The popularity of Mexican Everyday has influenced America’s understanding of Mexican cuisine. What kind of effect do you hope this cookbook will have on readers?
I want home cooks to cook even more without stressing about it. It just takes a good handle on the basics and a few secret weapons — like the adobos — that can be incorporated into weeknight dinners and relatively indulgent weeknight feasts. I hope the book helps more people realize the splendid benefits of cooking.
What’s your favorite salsa and/or seasoning in Mexican cooking?
I’m super into red and green adobos right now, mostly because of their versatility. Invest just a little time and you’ll have jars ready for use with just about anything in your kitchen: a marinade for fish, meat and poultry, an accompaniment to eggs, an addition to soups or vinaigrettes, and the list goes on.
Do you ever get sick of cooking Mexican food? How do you keep it interesting?
The answer is a resounding no. After nearly 30 years, we’re still exploring the regional cuisines in Mexico, and there will always be more to learn. We keep it interesting at the restaurants with monthly menu changes that typically focus on a new region in Mexico, and it’s been that way for as long as I can remember. It’s fascinating to see what our chefs can dream up.
What’s the most confusing thing about cooking Mexican food?
The biggest obstacle to American home cooks was the lack of availability of ingredients. But we’ve overcome that. You no longer have to track down dried chilies in a Mexican specialty grocer; you’ll likely find them at your average supermarket. And, at long last, I think America is breaking away from the idea that Mexican cuisine means a big heavy dish slathered in cheese and sour cream. We’re no longer a burrito nation.
Eater dubbed you as one of the most interesting men in the world. How do you approach your interests equally in terms of time, energy and resources?
Between the restaurants, TV appearances, filming Mexico: One Plate at a Time, cooking demos, recipe creation, book tours, and occasional food festivals, my days are fairly busy and scheduled out in advance. Practicing yoga every day helps keep me focused and prepared for all of it. I guess you could say my appreciation for other pursuits — like, say, live theater — is stirred by the passion, art, and excitement of live performance. And, in a way, that’s not unlike cooking creatively, which is something I’ll never give up.
1 pound (about 8 medium) tomatillos, husked and rinsed
4 garlic cloves, unpeeled
1 or 2 fresh serrano chiles
1 small white onion, sliced ½ inch thick plus A few slices for garnish (divided use)
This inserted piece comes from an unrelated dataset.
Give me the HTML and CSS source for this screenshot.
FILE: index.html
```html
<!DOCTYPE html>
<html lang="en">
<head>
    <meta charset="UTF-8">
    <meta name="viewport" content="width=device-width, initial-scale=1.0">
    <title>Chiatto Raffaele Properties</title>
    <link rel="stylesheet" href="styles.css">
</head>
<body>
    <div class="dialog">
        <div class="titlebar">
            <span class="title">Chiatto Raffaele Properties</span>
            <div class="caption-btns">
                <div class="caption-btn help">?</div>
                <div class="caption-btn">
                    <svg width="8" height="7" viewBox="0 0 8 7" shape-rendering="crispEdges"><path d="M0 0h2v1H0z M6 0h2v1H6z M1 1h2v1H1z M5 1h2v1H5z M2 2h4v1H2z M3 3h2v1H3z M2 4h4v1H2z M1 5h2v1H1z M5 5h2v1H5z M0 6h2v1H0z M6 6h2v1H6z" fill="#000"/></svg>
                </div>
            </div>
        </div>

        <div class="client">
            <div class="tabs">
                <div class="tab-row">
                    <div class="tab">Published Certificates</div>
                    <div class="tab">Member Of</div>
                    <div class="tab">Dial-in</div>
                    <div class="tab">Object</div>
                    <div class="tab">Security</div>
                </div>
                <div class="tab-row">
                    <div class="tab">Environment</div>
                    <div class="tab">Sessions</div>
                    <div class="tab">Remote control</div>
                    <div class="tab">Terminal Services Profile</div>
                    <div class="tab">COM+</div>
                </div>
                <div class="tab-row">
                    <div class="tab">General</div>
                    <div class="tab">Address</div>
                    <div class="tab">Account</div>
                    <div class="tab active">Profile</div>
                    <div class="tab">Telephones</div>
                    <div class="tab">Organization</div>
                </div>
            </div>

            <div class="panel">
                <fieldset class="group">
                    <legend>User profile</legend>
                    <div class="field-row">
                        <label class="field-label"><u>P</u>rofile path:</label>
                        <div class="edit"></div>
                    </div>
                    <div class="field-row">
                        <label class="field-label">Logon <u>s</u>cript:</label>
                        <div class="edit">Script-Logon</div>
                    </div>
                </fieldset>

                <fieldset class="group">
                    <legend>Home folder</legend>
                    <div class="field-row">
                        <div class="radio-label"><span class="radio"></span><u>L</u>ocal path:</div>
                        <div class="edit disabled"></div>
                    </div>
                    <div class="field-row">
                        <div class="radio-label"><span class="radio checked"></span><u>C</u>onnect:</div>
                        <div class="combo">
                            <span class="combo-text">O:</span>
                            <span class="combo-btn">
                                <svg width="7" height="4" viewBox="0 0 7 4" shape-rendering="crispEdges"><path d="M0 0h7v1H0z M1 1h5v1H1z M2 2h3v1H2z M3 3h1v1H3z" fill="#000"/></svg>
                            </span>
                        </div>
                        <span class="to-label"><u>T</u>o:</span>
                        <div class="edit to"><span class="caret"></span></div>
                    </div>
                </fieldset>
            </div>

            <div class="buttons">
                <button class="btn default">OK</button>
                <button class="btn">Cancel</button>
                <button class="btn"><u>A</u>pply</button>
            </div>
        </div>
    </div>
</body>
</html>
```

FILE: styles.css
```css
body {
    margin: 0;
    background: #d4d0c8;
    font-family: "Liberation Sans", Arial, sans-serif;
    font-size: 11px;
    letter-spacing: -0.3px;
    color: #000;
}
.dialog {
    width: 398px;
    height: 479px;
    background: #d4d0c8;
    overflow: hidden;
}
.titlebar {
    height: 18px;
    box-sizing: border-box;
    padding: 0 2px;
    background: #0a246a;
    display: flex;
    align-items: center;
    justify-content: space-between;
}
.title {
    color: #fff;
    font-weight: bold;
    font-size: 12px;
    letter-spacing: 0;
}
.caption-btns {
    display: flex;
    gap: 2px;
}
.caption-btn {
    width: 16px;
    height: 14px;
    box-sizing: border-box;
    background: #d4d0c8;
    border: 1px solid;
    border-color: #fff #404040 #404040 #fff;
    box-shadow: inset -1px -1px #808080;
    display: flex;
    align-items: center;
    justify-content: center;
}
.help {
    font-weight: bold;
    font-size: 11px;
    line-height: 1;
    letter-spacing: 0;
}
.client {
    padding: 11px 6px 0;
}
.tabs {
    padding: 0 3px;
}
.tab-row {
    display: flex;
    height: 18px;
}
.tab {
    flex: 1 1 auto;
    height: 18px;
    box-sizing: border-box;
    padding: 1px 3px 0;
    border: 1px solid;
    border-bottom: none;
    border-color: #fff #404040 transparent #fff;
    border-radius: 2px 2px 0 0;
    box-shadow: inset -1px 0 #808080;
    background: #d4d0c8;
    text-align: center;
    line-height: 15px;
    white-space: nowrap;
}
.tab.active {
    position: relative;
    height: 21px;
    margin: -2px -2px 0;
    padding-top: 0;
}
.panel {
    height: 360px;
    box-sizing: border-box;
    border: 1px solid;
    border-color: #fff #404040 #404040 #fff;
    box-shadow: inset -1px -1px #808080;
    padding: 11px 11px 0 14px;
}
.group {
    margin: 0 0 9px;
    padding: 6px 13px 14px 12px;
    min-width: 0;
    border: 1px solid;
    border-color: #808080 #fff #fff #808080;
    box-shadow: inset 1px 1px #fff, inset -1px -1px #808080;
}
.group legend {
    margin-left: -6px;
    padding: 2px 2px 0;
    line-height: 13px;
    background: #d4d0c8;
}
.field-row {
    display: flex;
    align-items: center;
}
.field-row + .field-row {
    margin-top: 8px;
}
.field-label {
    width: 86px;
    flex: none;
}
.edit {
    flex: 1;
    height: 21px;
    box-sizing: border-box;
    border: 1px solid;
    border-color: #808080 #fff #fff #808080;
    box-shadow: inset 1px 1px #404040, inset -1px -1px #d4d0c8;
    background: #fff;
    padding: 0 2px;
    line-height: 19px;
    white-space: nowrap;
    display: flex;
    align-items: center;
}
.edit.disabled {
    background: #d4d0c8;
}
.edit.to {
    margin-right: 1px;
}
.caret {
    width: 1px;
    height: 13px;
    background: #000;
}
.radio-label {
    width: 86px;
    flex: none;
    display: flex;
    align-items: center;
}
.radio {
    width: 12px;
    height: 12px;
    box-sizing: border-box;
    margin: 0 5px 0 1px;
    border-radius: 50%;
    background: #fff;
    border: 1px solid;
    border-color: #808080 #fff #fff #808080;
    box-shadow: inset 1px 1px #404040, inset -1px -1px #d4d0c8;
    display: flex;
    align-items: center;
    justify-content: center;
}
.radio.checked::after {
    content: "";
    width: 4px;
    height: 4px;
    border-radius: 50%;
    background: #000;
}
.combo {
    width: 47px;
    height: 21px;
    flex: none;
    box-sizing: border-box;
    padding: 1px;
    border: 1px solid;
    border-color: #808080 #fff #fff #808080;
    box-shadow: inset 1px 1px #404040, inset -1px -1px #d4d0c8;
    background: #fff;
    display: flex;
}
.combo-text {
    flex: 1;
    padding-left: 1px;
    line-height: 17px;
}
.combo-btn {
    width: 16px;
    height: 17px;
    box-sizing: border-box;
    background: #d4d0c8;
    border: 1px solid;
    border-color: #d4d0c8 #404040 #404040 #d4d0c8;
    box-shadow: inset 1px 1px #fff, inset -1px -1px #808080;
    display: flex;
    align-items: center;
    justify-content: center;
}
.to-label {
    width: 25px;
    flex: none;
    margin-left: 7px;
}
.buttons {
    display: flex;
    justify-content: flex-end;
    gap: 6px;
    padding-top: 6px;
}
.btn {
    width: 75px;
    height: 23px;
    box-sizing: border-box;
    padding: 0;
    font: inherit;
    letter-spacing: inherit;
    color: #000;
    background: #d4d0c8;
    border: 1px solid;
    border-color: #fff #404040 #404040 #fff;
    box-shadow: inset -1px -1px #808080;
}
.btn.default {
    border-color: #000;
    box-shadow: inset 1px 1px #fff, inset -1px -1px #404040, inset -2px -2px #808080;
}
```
2 tbsp vegetable oil, olive oil, bacon drippings or fresh-rendered pork lard
1 1/2cups chicken broth, vegetable broth or water
1/4 cup chopped cilantro or parsley OR a large sprig of epazote
2 3/4 cups (12 ounces) cooked, coarsely shredded, boneless chicken, pork or beef (this is a good place for rotisserie chicken or leftover roasted or braised meats) OR 3 cups (12 ounces) shredded Mexican melting cheese (such as Chihuahua, quesadilla or asadero) or Monterey Jack, brick or mild cheddar OR 1 ½ cups (12 ounces) goat or dry-ish ricotta cheese
8 corn tortillas, preferably from a local tortillería
Dollops of Mexican crema, sour cream, crème fraiche or Greek-style yogurt thinned with a little milk OR A few tablespoons grated Mexican queso añejo or other garnishing cheese such as Romano or Parmesan OR A handful of shredded Mexican melting cheese (such as Chihuahua, quesadilla or asadero) or Monterey Jack, brick or mild cheddar —you can sprinkle it over the enchiladas before they go into the oven
A handful of cilantro leaves (if I have them)
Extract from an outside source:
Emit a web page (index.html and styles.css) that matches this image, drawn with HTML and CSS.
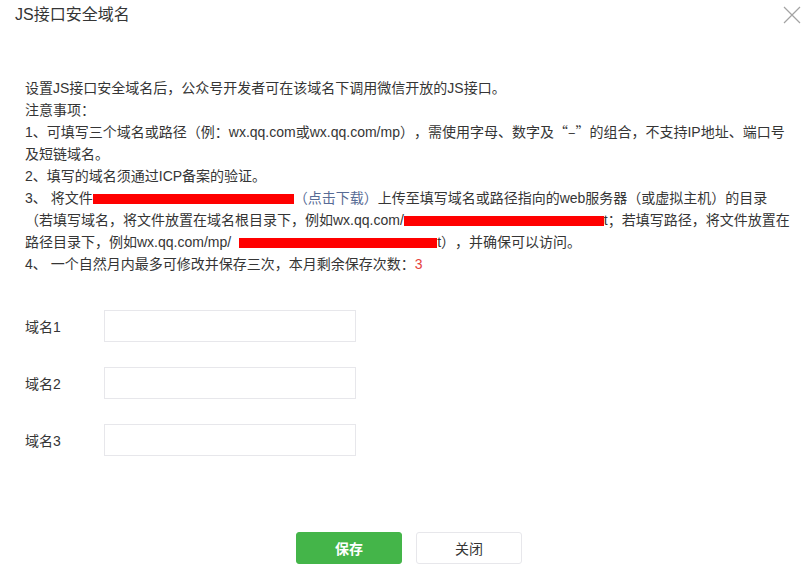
FILE: index.html
```html
<!DOCTYPE html>
<html lang="zh-CN">
<head>
    <meta charset="UTF-8">
    <title>JS接口安全域名</title>
    <link rel="stylesheet" href="styles.css">
</head>
<body>
    <div class="dialog">
        <div class="dialog-hd">
            <h3>JS接口安全域名</h3>
            <a class="close" href="javascript:;">
                <svg width="18" height="18" viewBox="0 0 18 18"><path d="M1 1L17 17M17 1L1 17" stroke="#a3a3a3" stroke-width="1.2" fill="none"/></svg>
            </a>
        </div>

        <div class="dialog-bd">
            <div class="tips">
                <p>设置JS接口安全域名后，公众号开发者可在该域名下调用微信开放的JS接口。</p>
                <p>注意事项：</p>
                <p>1、可填写三个域名或路径（例：wx.qq.com或wx.qq.com/mp），需使用字母、数字及<span class="cjk">“–”</span>的组合，不支持IP地址、端口号<br>及短链域名。</p>
                <p>2、填写的域名须通过ICP备案的验证。</p>
                <p>3、 将文件<span class="mask mask-a"></span><a href="javascript:;">（点击下载）</a>上传至填写域名或路径指向的web服务器（或虚拟主机）的目录<br>（若填写域名，将文件放置在域名根目录下，例如wx.qq.com/<span class="mask mask-b"></span>t；若填写路径，将文件放置在<br>路径目录下，例如wx.qq.com/mp/<span class="mask mask-c"></span>t），并确保可以访问。</p>
                <p>4、 一个自然月内最多可修改并保存三次，本月剩余保存次数：<em class="count">3</em></p>
            </div>

            <div class="form">
                <div class="form-row">
                    <label>域名1</label>
                    <input type="text">
                </div>
                <div class="form-row">
                    <label>域名2</label>
                    <input type="text">
                </div>
                <div class="form-row">
                    <label>域名3</label>
                    <input type="text">
                </div>
            </div>
        </div>

        <div class="dialog-ft">
            <button class="btn btn-primary">保存</button>
            <button class="btn btn-default">关闭</button>
        </div>
    </div>
</body>
</html>
```

FILE: styles.css
```css
html, body {
    margin: 0;
    padding: 0;
    overflow: hidden;
}
body {
    font-family: "Liberation Sans", "Noto Sans CJK SC", sans-serif;
    font-size: 14px;
    color: #353535;
    background: #fff;
    text-spacing-trim: space-all;
}
.dialog {
    width: 818px;
    height: 574px;
    position: relative;
}
.dialog-hd {
    height: 30px;
    padding: 0 15px;
}
.dialog-hd h3 {
    margin: 0;
    font-size: 16px;
    font-weight: normal;
    line-height: 30px;
}
.close {
    position: absolute;
    top: 6px;
    left: 783px;
    display: block;
    width: 18px;
    height: 18px;
}
.close svg {
    display: block;
}
.dialog-bd {
    padding: 47px 25px 0;
}
.tips p {
    margin: 0;
    line-height: 22px;
    white-space: nowrap;
}
.tips a {
    color: #576b95;
    text-decoration: none;
}
.cjk {
    font-family: "Noto Sans CJK SC", sans-serif;
    line-height: 1;
}
.mask {
    display: inline-block;
    height: 10px;
    background: #ff0000;
    vertical-align: -1px;
}
.mask-a {
    width: 201px;
}
.mask-b {
    width: 200px;
}
.mask-c {
    width: 198px;
    margin-left: 8px;
}
.count {
    font-style: normal;
    color: #e64340;
}
.form {
    margin-top: 35px;
}
.form-row {
    display: flex;
    align-items: center;
    margin-bottom: 25px;
}
.form-row label {
    width: 79px;
}
.form-row input {
    width: 252px;
    height: 32px;
    box-sizing: border-box;
    border: 1px solid #e7e7eb;
    padding: 0 10px;
    font-size: 14px;
    outline: none;
}
.dialog-ft {
    display: flex;
    justify-content: center;
    gap: 14px;
    padding-top: 51px;
}
.btn {
    width: 106px;
    height: 32px;
    border-radius: 3px;
    font-size: 14px;
    font-family: inherit;
    cursor: pointer;
}
.btn-primary {
    background: #44b549;
    border: 1px solid #44b549;
    color: #fff;
    font-weight: bold;
}
.btn-default {
    background: #fff;
    border: 1px solid #e7e7eb;
    color: #353535;
}
```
First make a roasted tomatillo base: On a rimmed baking sheet, spread out tomatillos, garlic, serrano, and the small white onion, sliced ½ inch thick. Slide the baking sheet as close up under a preheated broiler as possible. After 4 or 5 minutes, when everything is blotchy-black and softening, turn the vegetables and roast the other side until everything is cooked through (they should be soft), while taking on an attractive bit of rustic char. Once the vegetables are roasted, they go on the stove top to cool down a little.
When the vegetables have cooled down enough to handle, slip the skins off the garlic and pull the stem off the chiles. In a blender, combine the tomatillos (and any juice on the baking sheet), garlic, chiles, onion and a scant teaspoon salt, and blend everything to a coarse puree.
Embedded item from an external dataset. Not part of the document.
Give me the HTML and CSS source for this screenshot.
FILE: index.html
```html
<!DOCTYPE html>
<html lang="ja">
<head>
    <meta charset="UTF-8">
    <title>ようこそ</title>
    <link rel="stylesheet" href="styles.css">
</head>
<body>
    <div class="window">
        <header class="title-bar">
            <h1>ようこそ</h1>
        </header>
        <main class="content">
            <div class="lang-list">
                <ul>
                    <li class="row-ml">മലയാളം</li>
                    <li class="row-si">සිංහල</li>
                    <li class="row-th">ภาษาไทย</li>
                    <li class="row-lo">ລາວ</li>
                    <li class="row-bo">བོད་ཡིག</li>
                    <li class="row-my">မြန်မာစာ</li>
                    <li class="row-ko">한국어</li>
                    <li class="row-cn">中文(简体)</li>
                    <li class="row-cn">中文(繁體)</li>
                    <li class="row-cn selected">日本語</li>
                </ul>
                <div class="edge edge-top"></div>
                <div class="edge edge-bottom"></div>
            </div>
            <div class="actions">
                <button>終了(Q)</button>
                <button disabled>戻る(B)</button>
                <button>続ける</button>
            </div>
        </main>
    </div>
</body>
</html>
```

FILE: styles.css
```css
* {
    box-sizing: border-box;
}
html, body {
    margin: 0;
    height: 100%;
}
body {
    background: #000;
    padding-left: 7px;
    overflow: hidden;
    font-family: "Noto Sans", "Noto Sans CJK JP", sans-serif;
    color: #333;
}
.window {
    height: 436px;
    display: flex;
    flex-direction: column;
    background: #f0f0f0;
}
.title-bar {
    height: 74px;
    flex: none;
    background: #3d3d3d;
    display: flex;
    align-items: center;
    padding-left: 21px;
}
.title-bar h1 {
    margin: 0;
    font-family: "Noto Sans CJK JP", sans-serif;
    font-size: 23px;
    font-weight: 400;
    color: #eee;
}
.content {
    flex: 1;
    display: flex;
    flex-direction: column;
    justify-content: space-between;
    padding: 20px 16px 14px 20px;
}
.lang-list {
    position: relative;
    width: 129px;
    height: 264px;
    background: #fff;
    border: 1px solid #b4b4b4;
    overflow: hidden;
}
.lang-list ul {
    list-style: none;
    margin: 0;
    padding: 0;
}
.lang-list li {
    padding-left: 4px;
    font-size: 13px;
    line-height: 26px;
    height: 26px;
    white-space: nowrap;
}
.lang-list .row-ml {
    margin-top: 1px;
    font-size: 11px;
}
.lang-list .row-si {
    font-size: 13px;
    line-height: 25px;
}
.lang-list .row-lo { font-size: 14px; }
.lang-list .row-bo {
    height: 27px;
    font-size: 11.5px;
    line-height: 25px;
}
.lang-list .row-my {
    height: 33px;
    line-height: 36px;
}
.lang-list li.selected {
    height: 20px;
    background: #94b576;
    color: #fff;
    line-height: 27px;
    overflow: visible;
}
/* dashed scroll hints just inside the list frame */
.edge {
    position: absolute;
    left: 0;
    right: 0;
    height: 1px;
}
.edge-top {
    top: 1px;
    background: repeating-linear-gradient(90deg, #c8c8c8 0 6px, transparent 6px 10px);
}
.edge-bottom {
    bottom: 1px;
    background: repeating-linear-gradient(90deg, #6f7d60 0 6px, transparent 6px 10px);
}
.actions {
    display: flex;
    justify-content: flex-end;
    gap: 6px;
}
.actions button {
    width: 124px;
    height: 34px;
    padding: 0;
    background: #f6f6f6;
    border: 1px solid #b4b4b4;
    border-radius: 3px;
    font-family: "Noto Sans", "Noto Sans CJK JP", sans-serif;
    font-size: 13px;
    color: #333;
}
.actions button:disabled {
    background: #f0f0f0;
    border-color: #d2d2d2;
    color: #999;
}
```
In a large (10-inch) skillet over medium-high heat measure the oil or lard. When it’s hot, add the roasted tomatillo sauce base. Let the sauce reduce and concentrate, stirring it frequently, for about 4 minutes. When it’s thicker than spaghetti sauce, stir in chicken broth and cilantro or parsley. Season the sauce with salt, turn the heat down to medium-low and let it simmer while you prepare the filling.
Measure out your choice of filling. Turn on the oven to 400 degrees. Spray or brush with oil on one side of the tortillas then stack them up, slip them into a plastic bag, fold it over and microwave them at 100% for 1 minute. Let them stand for a minute (to uniformly absorb the heat) while you stir a little sauce into the meat to moisten it (the cheese needs no sauce). Then lay out the tortillas on the counter, top them each with a portion cup of the meat or cheese, roll them up and fit them into a 13 x 9-inch baking dish. Spoon the hot sauce over them (covering the whole tortilla avoids dry ends), slide them into the oven and bake just until heated through—about 4 minutes. Longer in the oven means mushy enchiladas.
To serve the enchiladas, simply use a spatula to transfer them to dinner plates. Garnish the enchiladas with the topping(s) of your choice, crema, cheese, white onion, and or cilantro leaves.